I have done this for a moderately complex site, it was a bit of work, but not the end of the world. I'm sure some things went missing, but we got 99% of it, which I consider successful enough.

You can do 301s statically, by generating whatever your particular version of an .htaccess file is in place. Or, you can generate the HTML files with the meta-redirect header in place.

The DNS is obviously an issue, but that's not really relevant. The article is advocating for URLs not changing. It's not saying that they mustn't change, just that it's really cool for everyone if they don't.

>When using static site generators, it's not even possible to do 301 redirects (you would have to ugly slow JS version).

I know it's 2020 and all that, but sometimes you don't need 20 MB of minified JS to achieve something: https://en.wikipedia.org/wiki/Meta_refresh

Using a SSG does not mean you don't have a intelligent server that can't do redirects. That's a limitation of certain web hosts (GitHub Pages for eg).

Netlify allows dead simple redirects, and so do most other static hosting platforms.

Even GitHub Pages behind Cloudflare is capable of issuing a 301.
A classic way to do these redirects is on the front web server itself: .htaccess, nginx config, etc.

When you change the structure of your urls, you can generally generate redirect rules to translate old urls to the new structure. Or run a script to individually map each old url to its new one.

Note: I've never done the layter for more than a few hundreds urls, I don't know if it scales well for a very large site

> When cleaning up the house, I also don't leave around sticky notes at the places where I removed documents from.

This is a poor analogy. Perhaps “I’m a librarian for a library with thousands or millions of users, and when I rearrange the books, I don’t leave sticky notes pointing to the new locations”

I don't know about this specific website (or if it even exists), but the 981212 part of the "link" looks like the identifier to me. The way many sites are set up, most of the link is "locating", but it also contains a unique "identifying" component (page/post/item id). You can remove almost all of the locating parts and the identifier still works so the link can be resistant to everything from just a title change to a complete restructuring (as long as the IDs are kept).
The text below that example says that the .html ought not to be there. That's clearly not intended to be part of what that example is demonstrating, but I guess it's just there because they were going for real world examples.

The arbitrary path hierarchy is not so bad. Better than every URI just being https://domainname.com/meaninglesshash. You can also stick a short prefix in front, like https://domainname.com/v1/money/1998/etc, so that all documents created after a reorg can use a different prefix. If your reorg is so severe that there's no way to keep access to old documents under their old URI, even if it has its own prefix, it seem unlikely they'll be made available in any other location. In that context you can imagine the article is imploring you "please don't delete access to old documents".
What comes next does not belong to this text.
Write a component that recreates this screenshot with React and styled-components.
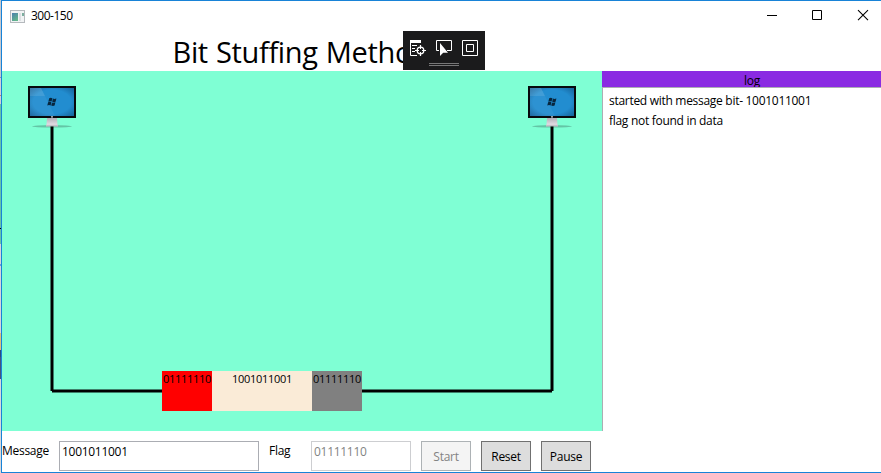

Your remaining objections, for host name and access, boil down to "don't use URIs at all, and don't bother to avoid changing them". As I type this comment I'm starting to realise that was your whole point, but it was a bit buried alongside minor objections to this particular example. It's also perhaps a bit of an extreme point of view. Referencing a git hash alongside a URI is sensible, but on its own it's pretty useless, and many web pages won't have anything analogous.

Would say the most excusable part is the protocol but of course that generally ends up being a 301, albeit the URI has indeed changed.

Hostname, well perhaps if a company has been merged/sold.

Path/query is really down to information architecture and planning that early on can go a long way, e.g. contact, faq belonging in a /site subdirectory.

File extension doesn't really matter nowadays

Main thing is there's no technical reasons for the change. I recently saw someone wanting to change the URLs of their entire site because they now use PHP instead of ASP. They could use their webserver for PHP to deal with those pages and save the outside world a redirect and twice as many URLs to think about.

> - enable HTTPS

I really wish HTTPS hadn't changed the URL scheme so you could host both HTTPS and fallback HTTP under the same URL. However most HTTPS sites will redirect http://domain/(.*) to https://domain/$1 (or at least they should) so this doesn't need to break URLs.

> This is really a description where to find a document ("locator" not "identifier").

This is excellent. I wish more people would make your distinction between URL and URI. URIs really are supposed to be IDs. When put in that parlance, it's hard to say that IDs should change willy-nilly on the web. That said, I think that does deprioritize a global hierarchy / taxonomy for a fundamentally graph-like data structure.

> If you want something that does not change, don't link to a location but link to content directly

I see motivation for this, but I've personally found this to be equally as problematic as blending the distinction between URIs and URLs. Most "depth" and hierarchy that's in URLs is stuff that ideally would be in the domain part of the URL. For instance:

http://company.com/blog/2019/02/10-cool-tips-you-wouldnt-bel...

would really map to:

http://blog.company.com/2019/02/10-cool-tips-you-wouldnt-bel...

and the "blog" subdomain would be owned by a team. You could imagine "payments", "orders", or whatever combo of relevant subdomains (or sub-subdomains). In my experience this hierarchical federation within an organization is not only natural, it's inevitable: Conway's Law.

So I do very much believe that the hierarchy of content and data is possible without needing a flat keyspace of ids. Just off the top of my head, issues with the flat keyspace are things like ownership of namespaces, authorization, resource assignment, different types of formats/content for the same underlying resources etc. Hierarchies really do scale and there's reason for them.

That said, most sites (the effective 'www' part of the domain) are really materialized _views_ of the underlying structure of the site/org. The web is fundamentally built to do this mashup of different views. Having your "location" be considered a reference "view" to the underlying "identity" "data" would go a long way to fixing stuff like this.

ISBN numbers are notoriously doubly- and re-allocated.

DOI and ISBN are as much locations as URL.

Content based URN are the only option.